The argument is that although workers tend to consume all their wages, capitalists do not do the same with their profits, as a portion thereof is used for accumulation. It is then argued that this produces a demand gap, which grows as workers receive lower wages. Thus, the capitalist system is not capable of generating sufficient effective demand to buy all the output which is produced, leading to a crisis of underconsumption and thus stagnation.

According to the defenders of the theory of underconsumption, the solution is through external (to the system) sources of effective demand, such as the case of markets outside of the capitalist system, such as pre-capitalist societies or colonies. However, a major problem with this argument in the present day, is that there really aren't any countries where capitalist relations don't dominate.

Baran and Sweezy extended the analysis to the modern phase of capitalism, which they identified as monopoly capitalism, arguing that monopolies tended to expand productive capacity but depressed internally generated demand, causing the system to be dependent on external factors, such as imperialism, wars, technological innovations and government actions, in order to overcome capitalism’s inherent tendency toward stagnation.

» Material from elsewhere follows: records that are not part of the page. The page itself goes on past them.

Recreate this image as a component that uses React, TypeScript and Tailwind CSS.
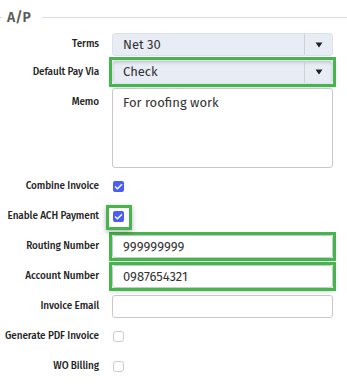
import { useState } from 'react'

const GREEN = 'outline-[3px] outline-solid outline-[#44b64b] shadow-[0_2px_5px_rgba(0,0,0,0.35)]'

function Label({ children, top }: { children: React.ReactNode; top?: boolean }) {
  return (
    <div
      className={`w-[100px] shrink-0 whitespace-nowrap pr-[1px] text-right text-[10px] font-medium tracking-[-0.1px] text-[#222] ${
        top ? 'self-start pt-[7px]' : ''
      }`}
    >
      {children}
    </div>
  )
}

function Arrow() {
  return (
    <svg width="8" height="6" viewBox="0 0 8 6">
      <path d="M0.5 0.5 H7.5 L4 5.5 Z" fill="#222" />
    </svg>
  )
}

function Select({ value, highlight }: { value: string; highlight?: boolean }) {
  return (
    <div className={`h-full w-[221px] ${highlight ? GREEN : ''}`}>
      <div
        className={`flex h-full items-center rounded-[3px] border border-[#dde2ea] bg-[#e8edf5] ${
          highlight ? 'shadow-[inset_0_2px_3px_rgba(0,0,0,0.15)]' : ''
        }`}
      >
        <span className="flex-1 pl-[10px] text-[13px] text-[#333]">{value}</span>
        <span className="h-full w-px bg-[#cdd1d8]" />
        <span className="flex w-[27px] justify-center">
          <Arrow />
        </span>
      </div>
    </div>
  )
}

function Input({ value, highlight }: { value?: string; highlight?: boolean }) {
  return (
    <div className={`h-full w-[221px] ${highlight ? GREEN : ''}`}>
      <div className="flex h-full items-center rounded-[3px] border border-[#c9c9c9] bg-white pl-[10px] text-[13px] text-[#333]">
        {value}
      </div>
    </div>
  )
}

function Check({ checked }: { checked: boolean }) {
  return checked ? (
    <span className="flex h-[11px] w-[11px] items-center justify-center rounded-[2px] bg-[#4a5ff0]">
      <svg width="9" height="7" viewBox="0 0 9 7">
        <path d="M1 3.6 L3.4 5.8 L8 1.2" fill="none" stroke="white" strokeWidth="1.4" />
      </svg>
    </span>
  ) : (
    <span className="h-[11px] w-[11px] rounded-[3px] border border-[#c8ccd4] bg-white" />
  )
}

export default function App() {
  const [combine] = useState(true)

  return (
    <div className="h-[384px] w-[347px] bg-white font-['Fira_Sans','Lato',sans-serif]">
      {/* Legend */}
      <div className="flex h-[26px] items-center pt-[9px]">
        <span className="h-px w-[2px] bg-[#d6dbf2]" />
        <span className="px-[5px] text-[14px] font-semibold text-[#5b5b5b]">A/P</span>
        <span className="ml-[6px] h-px flex-1 bg-[#d6dbf2]" />
      </div>

      <div className="flex flex-col pt-[7px]">
        <div className="flex h-[23px] items-center gap-[12px]">
          <Label>Terms</Label>
          <Select value="Net 30" />
        </div>
        <div className="mt-[4px] flex h-[24px] items-center gap-[12px]">
          <Label>Default Pay Via</Label>
          <Select value="Check" highlight />
        </div>
        <div className="mt-[4px] flex h-[80px] gap-[12px]">
          <Label top>Memo</Label>
          <div className="h-full w-[221px] rounded-[3px] border border-[#c9c9c9] bg-white px-[10px] pt-[4px] text-[13px] text-[#333]">
            For roofing work
          </div>
        </div>
        <div className="mt-[7px] flex h-[23px] items-center gap-[13px]">
          <Label>Combine Invoice</Label>
          <Check checked={combine} />
        </div>
        <div className="mt-[7px] flex h-[23px] items-center gap-[13px]">
          <Label>Enable ACH Payment</Label>
          <span className="relative flex">
            <Check checked />
            <span className="absolute left-[-7px] top-[-6px] h-[25px] w-[26px] border-[3px] border-[#44b64b] shadow-[0_2px_5px_rgba(0,0,0,0.3)]" />
          </span>
        </div>
        <div className="mt-[7px] flex h-[23px] items-center gap-[12px]">
          <Label>Routing Number</Label>
          <Input value="999999999" highlight />
        </div>
        <div className="mt-[7px] flex h-[23px] items-center gap-[12px]">
          <Label>Account Number</Label>
          <Input value="0987654321" highlight />
        </div>
        <div className="mt-[7px] flex h-[23px] items-center gap-[12px]">
          <Label>Invoice Email</Label>
          <Input />
        </div>
        <div className="mt-[7px] flex h-[23px] items-center gap-[13px]">
          <Label>Generate PDF Invoice</Label>
          <Check checked={false} />
        </div>
        <div className="mt-[7px] flex h-[23px] items-center gap-[13px]">
          <Label>WO Billing</Label>
          <Check checked={false} />
        </div>
      </div>
    </div>
  )
}
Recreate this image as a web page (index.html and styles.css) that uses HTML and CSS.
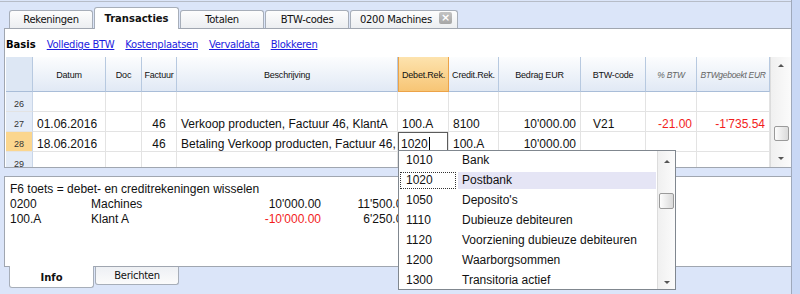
FILE: index.html
```html
<!DOCTYPE html>
<html lang="nl">
<head>
  <meta charset="UTF-8">
  <title>Transacties</title>
  <link rel="stylesheet" href="styles.css">
</head>
<body>

  <div class="window">
    <ul class="tabs">
      <li>Rekeningen</li>
      <li class="active">Transacties</li>
      <li>Totalen</li>
      <li>BTW-codes</li>
      <li class="closable">0200 Machines <span class="close">&times;</span></li>
    </ul>

    <section class="panel">
      <nav class="views">
        <b>Basis</b>
        <a href="#">Volledige BTW</a>
        <a href="#">Kostenplaatsen</a>
        <a href="#">Vervaldata</a>
        <a href="#">Blokkeren</a>
      </nav>

      <div class="grid-wrap">
        <table class="journal">
          <colgroup>
            <col style="width:27px"><col style="width:73px"><col style="width:36px"><col style="width:35px">
            <col style="width:221px"><col style="width:51px"><col style="width:50px"><col style="width:82px">
            <col style="width:65px"><col style="width:51px"><col style="width:73px">
          </colgroup>
          <tr class="head">
            <th class="num"></th>
            <th>Datum</th>
            <th>Doc</th>
            <th>Factuur</th>
            <th>Beschrijving</th>
            <th class="cur">Debet.Rek.</th>
            <th>Credit.Rek.</th>
            <th>Bedrag EUR</th>
            <th>BTW-code</th>
            <th class="calc">% BTW</th>
            <th class="calc">BTWgeboekt EUR</th>
          </tr>
          <tr>
            <td class="num">26</td><td></td><td></td><td></td><td></td><td></td><td></td><td></td><td></td><td></td><td></td>
          </tr>
          <tr>
            <td class="num">27</td>
            <td>01.06.2016</td>
            <td></td>
            <td class="mid">46</td>
            <td>Verkoop producten, Factuur 46, KlantA</td>
            <td>100.A</td>
            <td>8100</td>
            <td class="amt">10'000.00</td>
            <td class="code">V21</td>
            <td class="amt red">-21.00</td>
            <td class="amt red">-1'735.54</td>
          </tr>
          <tr>
            <td class="num sel">28</td>
            <td>18.06.2016</td>
            <td></td>
            <td class="mid">46</td>
            <td>Betaling Verkoop producten, Factuur 46, KlantA</td>
            <td class="edit">1020<span class="caret"></span></td>
            <td>100.A</td>
            <td class="amt">10'000.00</td>
            <td></td>
            <td></td>
            <td></td>
          </tr>
          <tr>
            <td class="num">29</td><td></td><td></td><td></td><td></td><td></td><td></td><td></td><td></td><td></td><td></td>
          </tr>
        </table>

        <div class="vscroll">
          <span class="arrow up"></span>
          <span class="thumb grid-thumb"></span>
          <span class="arrow down"></span>
        </div>
      </div>
    </section>

    <section class="info">
      <p>F6 toets = debet- en creditrekeningen wisselen</p>
      <div class="balance">
        <span>0200</span><span>Machines</span><span class="amt">10'000.00</span><span class="amt">11'500.00</span>
        <span>100.A</span><span>Klant A</span><span class="amt red">-10'000.00</span><span class="amt">6'250.00</span>
      </div>
    </section>

    <ul class="tabs bottom">
      <li class="active">Info</li>
      <li>Berichten</li>
    </ul>
  </div>

  <div class="edge"></div>

  <!-- account picker opened on the Debet cell -->
  <div class="dropdown">
    <ul>
      <li><span class="acc">1010</span><span class="desc">Bank</span></li>
      <li class="picked"><span class="acc">1020</span><span class="desc">Postbank</span></li>
      <li><span class="acc">1050</span><span class="desc">Deposito's</span></li>
      <li><span class="acc">1110</span><span class="desc">Dubieuze debiteuren</span></li>
      <li><span class="acc">1120</span><span class="desc">Voorziening dubieuze debiteuren</span></li>
      <li><span class="acc">1200</span><span class="desc">Waarborgsommen</span></li>
      <li><span class="acc">1300</span><span class="desc">Transitoria actief</span></li>
    </ul>
    <div class="vscroll small">
      <span class="arrow up"></span>
      <span class="thumb list-thumb"></span>
      <span class="arrow down"></span>
    </div>
  </div>

</body>
</html>
```

FILE: styles.css
```css
* {
  box-sizing: border-box;
}

body {
  margin: 0;
  height: 294px;
  display: flex;
  overflow: hidden;
  background: #dbe5f9;
  font-family: 'Liberation Sans', Arial, sans-serif;
  font-size: 12px;
  color: #111;
}

.window {
  width: 791px;
  padding-top: 1px;
}

.edge {
  flex: 1;
  border-left: 1px solid #9fa9bb;
  background: #c9d8f5;
}

/* tab strips */

.tabs {
  list-style: none;
  margin: 0;
  padding: 0 0 0 9px;
  height: 27px;
  display: flex;
  align-items: flex-end;
  border-top: 1px solid #b6bcc8;
  font-family: 'DejaVu Sans', sans-serif;
  font-size: 10px;
  letter-spacing: -0.3px;
}

.tabs li {
  width: 84px;
  height: 18px;
  margin-right: 1px;
  border: 1px solid #a7aeb9;
  border-bottom: 0;
  border-radius: 3px 3px 0 0;
  background: linear-gradient(#fdfdfd, #eceef1);
  text-align: center;
  line-height: 17px;
}

.tabs li.active {
  position: relative;
  z-index: 1;
  width: 85px;
  height: 22px;
  margin-bottom: -1px;
  background: #fff;
  font-weight: bold;
  letter-spacing: 0;
  line-height: 21px;
}

.tabs li.closable {
  width: 108px;
  display: flex;
  padding: 0 5px 0 9px;
}

.close {
  width: 13px;
  height: 12px;
  margin: 1px 0 0 auto;
  border-radius: 2px;
  background: linear-gradient(#c4c4c4, #a6a6a6);
  color: #fff;
  font-family: 'DejaVu Sans', sans-serif;
  font-weight: bold;
  font-size: 11px;
  line-height: 12px;
  letter-spacing: 0;
  text-align: center;
}

.tabs.bottom {
  height: 22px;
  border-top: 0;
  align-items: flex-start;
}

.tabs.bottom li {
  height: 18px;
  border: 1px solid #a7aeb9;
  border-top: 0;
  border-radius: 0 0 3px 3px;
  background: linear-gradient(#eef0f4, #fbfbfb);
  line-height: 17px;
}

.tabs.bottom li.active {
  height: 22px;
  margin: -1px 1px 0 0;
  background: #fff;
  line-height: 23px;
}

/* upper panel */

.panel {
  margin-left: 4px;
  height: 140px;
  background: #fff;
  border: 1px solid #a0a6b0;
  border-right: 0;
}

.views {
  height: 28px;
  padding: 9px 0 0 1px;
  display: flex;
  gap: 11px;
  font-family: 'DejaVu Sans', sans-serif;
  font-size: 10px;
  line-height: 14px;
}

.views b {
  color: #000;
}

.views a {
  color: #1c1ce0;
  letter-spacing: -0.3px;
}

.grid-wrap {
  height: 110px;
  padding-left: 1px;
  display: flex;
  overflow: hidden;
}

.journal {
  width: 764px;
  table-layout: fixed;
  border-collapse: separate;
  border-spacing: 0;
}

.journal tr {
  height: 20px;
}

.journal tr.head {
  height: 35px;
}

.journal th {
  padding: 13px 0 0;
  vertical-align: top;
  border-right: 1px solid #b7c9e0;
  border-bottom: 1px solid #a9bdd8;
  background: linear-gradient(#fcfdfe, #e1e9f5);
  font-size: 9px;
  font-weight: normal;
  line-height: 11px;
  color: #111;
  letter-spacing: -0.2px;
  white-space: nowrap;
  overflow: hidden;
}

.journal th.num {
  background: #dde7f4;
}

.journal th.cur {
  background: linear-gradient(#fde3ae, #f7c575);
  border-left: 1px solid #eca348;
  border-right: 1px solid #eca348;
  border-bottom-color: #eca348;
}

.journal th.calc {
  font-style: italic;
  font-size: 8.5px;
  letter-spacing: -0.3px;
  color: #666;
}

.journal td {
  padding: 5px 4px 0;
  vertical-align: top;
  line-height: 14px;
  border-right: 1px solid #e3e3e3;
  border-bottom: 1px solid #e3e3e3;
  white-space: nowrap;
  overflow: hidden;
}

.journal td.num {
  padding: 5px 0 0;
  text-align: center;
  font-size: 9px;
  background: #e3ebf7;
  border-right-color: #c9d6e8;
  color: #333;
}

.journal td.sel {
  background: #fbd68e;
}

.journal td.mid {
  text-align: center;
}

.journal td.amt {
  text-align: right;
}

.journal td.code {
  padding-left: 12px;
}

.journal td.edit {
  padding-left: 3px;
  box-shadow: inset 0 0 0 1px #5c5c5c;
}

.caret {
  display: inline-block;
  width: 1px;
  height: 13px;
  margin-left: 1px;
  vertical-align: -2px;
  background: #000;
}

.red {
  color: #f21d1d;
}

/* scrollbars */

.vscroll {
  flex: 1;
  display: flex;
  flex-direction: column;
  align-items: center;
  border-left: 1px solid #dcdcdc;
  background: linear-gradient(to right, #f0f0f0, #fbfbfb);
}

.arrow {
  width: 0;
  height: 0;
  border-left: 3px solid transparent;
  border-right: 3px solid transparent;
}

.arrow.up {
  margin-top: 7px;
  border-bottom: 3px solid #555;
}

.arrow.down {
  margin-top: 16px;
  border-top: 3px solid #555;
}

.thumb {
  width: 15px;
  height: 15px;
  border: 1px solid #9a9a9a;
  border-radius: 2px;
  background: linear-gradient(to right, #fdfdfd, #dadada);
}

.grid-thumb {
  margin-top: 59px;
}

/* info panel */

.info {
  margin: 8px 0 0 4px;
  height: 91px;
  padding: 5px 0 0 5px;
  background: #fff;
  border: 1px solid #a0a6b0;
  border-right: 0;
  line-height: 15px;
}

.info p {
  margin: 0;
}

.balance {
  display: grid;
  grid-template-columns: 81px 170px 60px 88px;
}

.balance .amt {
  text-align: right;
}

/* account dropdown */

.dropdown {
  position: absolute;
  left: 398px;
  top: 150px;
  width: 278px;
  height: 140px;
  display: flex;
  background: #fff;
  border: 1px solid #80878f;
}

.dropdown ul {
  width: 258px;
  list-style: none;
  margin: -1px 0 0;
  padding: 0;
}

.dropdown li {
  height: 20px;
  display: flex;
  align-items: center;
}

.acc {
  width: 56px;
  height: 17px;
  margin: 1px 0 0 1px;
  padding-left: 5px;
  border: 1px solid transparent;
  line-height: 15px;
}

.desc {
  flex: 1;
  height: 17px;
  margin: 1px 1px 0 2px;
  padding-left: 4px;
  line-height: 17px;
}

.picked .acc {
  border: 1px dotted #333;
}

.picked .desc {
  background: #e5e5f5;
}

.vscroll.small .arrow.up {
  margin-top: 9px;
}

.list-thumb {
  margin-top: 30px;
  height: 16px;
}

.vscroll.small .arrow.down {
  margin-top: 72px;
}
```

III. The Trajectory of the Current Crisis

The current crisis became evident for the entire world as of September 2008, with the government takeover of Fannie Mae and Freddie Mac, the collapse of Lehman Brothers, the forced sale of Merrill Lynch to the Bank of America and the rescue of AIG. As credit markets worldwide were drying up, the US mortgage crisis was the catalyst that triggered the most serious world economic crisis in decades. Subsequently, the real economy was strongly impacted causing major declines in investment and employment, and then leading to recessions in many countries across the globe. As this crisis is still playing itself out, some are arguing that it is over while recent problems in in Dubai and Greece in early December 2009 reveal that the world economy is still on fragile, and some argue, such as Shaikh, that this may simply be the beginning of the first depression of the 21st century.[7]